Opinión

La mina y el chicharrón de Diego Trujillo

El actor Diego Trujillo recuerda su viaje mágico a una mina tolimense, la cual le regaló un amor imposible y un chicharrón de oro.

Opinión
28 de septiembre de 2020
Los trozos de oro rústico sin fundir también son llamados chicharrones.
Los trozos de oro rústico sin fundir también son llamados chicharrones. | Foto: iStock

Por Diego Trujillo*

En lunfardo, la conocida jerga argentina, la palabra mina tiene el significado de mujer. Incluso el diccionario de la Real Academia Española le asigna a mina como acepción No. 11 la de “mujer”, en Argentina, Bolivia y Uruguay. Ahora que todo tiene que ser políticamente correcto, esto exige un cuidado especial al referirse a la minería en estos países, de modo que uno no puede decir a la ligera por ejemplo, que las minas en Bolivia están en franco retroceso o que Argentina tiene unas de las minas más grandes del mundo, sin especificar que se refiere a Veladero y Cerro Moro, dos de las mayores minas de oro del planeta, porque podría ser tachado de sexista, como mínimo.

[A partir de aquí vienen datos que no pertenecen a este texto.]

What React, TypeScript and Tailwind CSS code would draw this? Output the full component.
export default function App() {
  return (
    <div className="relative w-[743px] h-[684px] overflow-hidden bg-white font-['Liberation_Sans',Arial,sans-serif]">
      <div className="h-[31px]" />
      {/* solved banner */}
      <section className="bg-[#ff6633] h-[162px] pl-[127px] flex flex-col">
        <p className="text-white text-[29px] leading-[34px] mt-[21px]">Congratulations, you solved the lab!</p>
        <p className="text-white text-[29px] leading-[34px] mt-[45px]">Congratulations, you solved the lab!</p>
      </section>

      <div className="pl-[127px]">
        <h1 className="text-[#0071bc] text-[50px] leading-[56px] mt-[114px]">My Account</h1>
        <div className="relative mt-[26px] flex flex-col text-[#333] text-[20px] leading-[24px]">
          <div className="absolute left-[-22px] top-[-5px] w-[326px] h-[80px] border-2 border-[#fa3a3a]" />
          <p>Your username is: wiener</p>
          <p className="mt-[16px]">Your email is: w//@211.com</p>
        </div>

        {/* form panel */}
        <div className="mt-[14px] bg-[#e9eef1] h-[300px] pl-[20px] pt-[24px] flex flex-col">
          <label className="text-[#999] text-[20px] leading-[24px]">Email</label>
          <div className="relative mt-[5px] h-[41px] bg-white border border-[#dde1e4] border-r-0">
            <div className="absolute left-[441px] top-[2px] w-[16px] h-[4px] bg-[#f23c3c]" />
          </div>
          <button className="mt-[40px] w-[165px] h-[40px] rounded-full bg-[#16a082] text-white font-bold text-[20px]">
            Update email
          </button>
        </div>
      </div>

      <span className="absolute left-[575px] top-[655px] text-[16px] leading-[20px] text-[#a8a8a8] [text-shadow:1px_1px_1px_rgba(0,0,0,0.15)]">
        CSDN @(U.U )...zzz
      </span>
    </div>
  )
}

Así mismo es claro que los inventores de la jerga bonaerense desconocían el significado de pleonasmo o por lo menos desestimaron la posibilidad de que alguien pudiera enamorarse de una mina en una mina; tal es mi caso. Corría el año de 1986. Trabajaba en Arauca empleado por una petrolera y mi jefe, con quien tenía una relación de amistad y que a la sazón se debatía entre un matrimonio mal avenido y un romance naciente, me alentó para que acompañara a su nueva amiga, que llamaré J, en un viaje a su antiguo lugar de trabajo, en Ataco, Tolima.

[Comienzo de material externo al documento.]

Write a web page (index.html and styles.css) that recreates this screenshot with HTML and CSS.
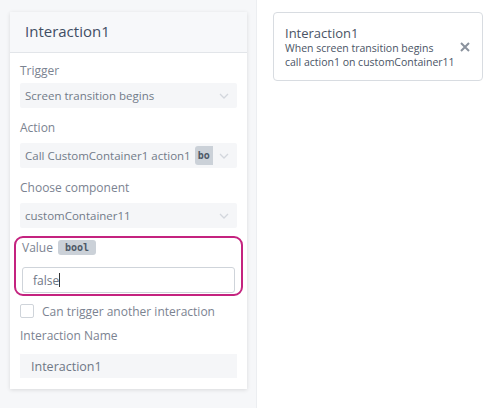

Allí estaba asentado el campamento de Mineros el Dorado, una empresa que explotaba oro en el río Saldaña y donde años atrás ellos dos se habían conocido. Viajamos en flota hasta Chaparral en compañía de una amiga de la pareja en ciernes, con veladas funciones de chaperona, y cuya presencia se fue justificando a medida que descendíamos por la cordillera, el calor aumentaba y la charla se hacía cada vez más fascinante.

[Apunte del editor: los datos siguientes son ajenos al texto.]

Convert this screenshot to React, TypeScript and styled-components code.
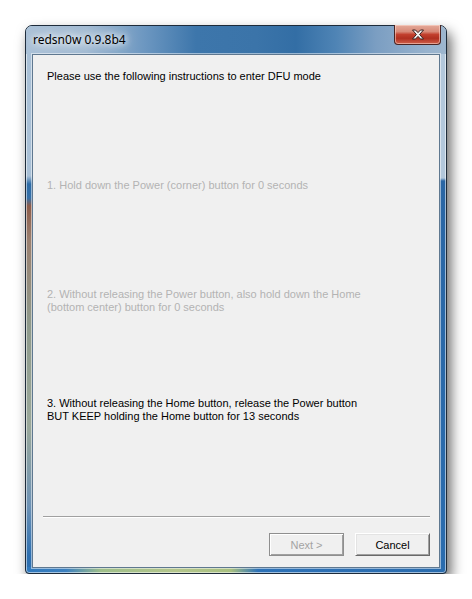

A la altura del Guamo comencé a dudar de mis sentimientos por J, y a maldecir a mi jefe por haberme encomendado la tarea de acompañarla. Llegamos al campamento al atardecer después de abastecernos de aguardiente en Ataco y tan pronto terminamos de instalarnos en la casa de huéspedes propuse el primer brindis con la firme intención de fundir a la chaperona a la mayor brevedad. Así fue; tan pronto la mujer comenzó a proferir graznidos tumbada en su catre en el sopor de la rasca, le propuse a J que saliéramos a buscar el cometa Halley, que por esos días hacía su paso por la Tierra.

Ni ella se creyó la excusa, ni lo vimos. Pasamos la noche hablando y riéndonos, enamorándome a medida que pasaban las horas, buscándolo entre las nubes hasta el amanecer. De regreso a Bogotá, la mina me dio un regalo; o tal vez debería decir que J me regaló un chicharrón –que es como se le llama a un trocito de oro rústico sin fundir–, el recuerdo de un amor imposible.